Updated 6-29-20 at 12:57 p.m.
CULLMAN, Ala. – Sunday was an emotional day at Cullman Wellness & Aquatic Center as friends, family and colleagues gathered in the main gymnasium to celebrate the life of longtime Cullman Parks, Recreation & Sports Tourism Director John Hunt. Hunt passed away in March from injuries sustained in at accident at his home. Hunt served as parks & rec director in Cullman for 22 years before retiring from the department in 2014. He also spent time as the golf director at Terri Pines Country Club before accepting a job with Sand Mountain Park in Albertville.
After a song to begin the service, Desperation Church Lead Pastor Andy Heis was the first speaker to make his way to the podium and share some thoughts and memories about Hunt. Heis touched on some of his experiences with Hunt and what made him such a positive influence on the people around him.
“John is one of the most loving guys I’ve ever met. He was always laughing, always upbeat, loved peace. About the only time I ever saw him without peace was when he played golf, but every other time, absolutely,” Heis joked. “And the main legacy he has left in everyone’s life in some way, form or fashion is his kindness. That is one thing that sticks out about John as much as anything else. You never really caught him without a smile. He was always kind and loving everywhere he went.”
Hunt’s wife, Elizabeth, shared several thoughts and memories with the crowd, closing her time at the podium with a statement for her late husband.
“I will be forever thankful for saying yes to John when he asked me out on our first date, and we went to an Auburn football game. We love each other deeply, not only as husband and wife, but we were best friends,” she smiled. “I would not change anything in our lives that has happened. I’m sorry that you went too soon. So, what I would like to say to John, is that you will always be in my heart, I love you and I will see you soon.”
Cullman Mayor Woody Jacobs took some time to talk about Hunt’s professional legacy in Cullman, elaborating on just some of the major projects he helped lead to make Cullman the community it is today.
“Heritage Park was the beginning of turning Cullman Parks and Recreation from a rec league, into a sports tourism department known throughout the southeastern United States. It wasn’t an easy project because no one understood it and pretty much no one believed what it would become,” Jacobs said. “But, after the success of Heritage Park, other projects followed. It’s easier to get people to believe in you after you’ve had a success. So, John came up with Chester (Freeman) and we built Field of Miracles. The facility that you’re in today took a few years, but with John and Chester’s persuasion, it became a reality and with his leadership, Cullman became an important parks and recreation department, for all citizens. He strived to build something that everyone can enjoy, from a child of all abilities to senior adults. All of the departments he tried to make top notch. This is his professional legacy, and Cullman is a much better place.”

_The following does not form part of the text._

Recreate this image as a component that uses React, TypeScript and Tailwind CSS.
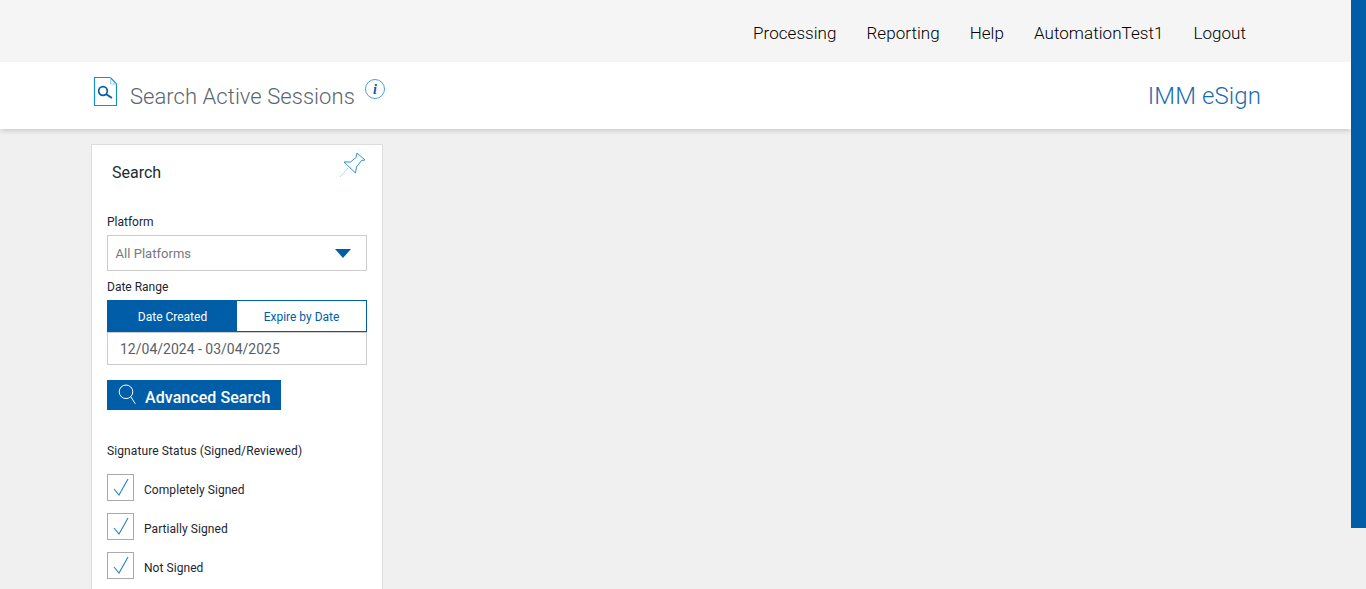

Hunt’s brother, Scott Hunt, made his way to the podium as well and shared a lot of laughs with the crowd, recalling several of his favorite memories of his big brother.
“My earliest memory was always just trying to be like John. He didn’t know it and I really didn’t know it at that time either. I was always trying to keep up with him. He rode a bicycle so what did I have to do? I had to go ride the same bicycle,” Scott Hunt said. “Playing ball, I can remember the first team that he every played on in Gurley and I cried because I couldn’t be on the team. Mom and Dad, along with (John), talked to them and they let me be on the team because I was the little brother. That’s what little brothers do, and big brothers take care of little brothers.”
Hunt’s son, Ryan, was the final speaker at Sunday afternoon’s service and he was joined at the podium by his wife, Hannah. After sharing an emotional speech with those in attendance, Ryan Hunt encouraged everyone to live their lives having fun with a smile on their faces just like his dad always did.
“Dad believed in hard work, but he also believed in having fun. As you all know, you never saw him without smiling. He always had something nice to say and I can tell from all of your stories that he always put a smile on your faces. Dad was always a people person, he could make a friend out of just about anyone, especially if they were an Auburn fan,” Hunt said. “I’ve never met someone that didn’t have a nice thing to say about him. He made sure every child that wanted to play a sport was given the opportunity and made sure everyone was well fed on Thanksgiving when he helped with meals at the church. He gave me many wonderful memories that I will cherish forever. Memories like going to Auburn football games in the fall, white water rafting on the Ocoee in the summer and watching James Bond movies together in the basement. Dad was always there to make sure I was having a good time and was just happy to be there with me.”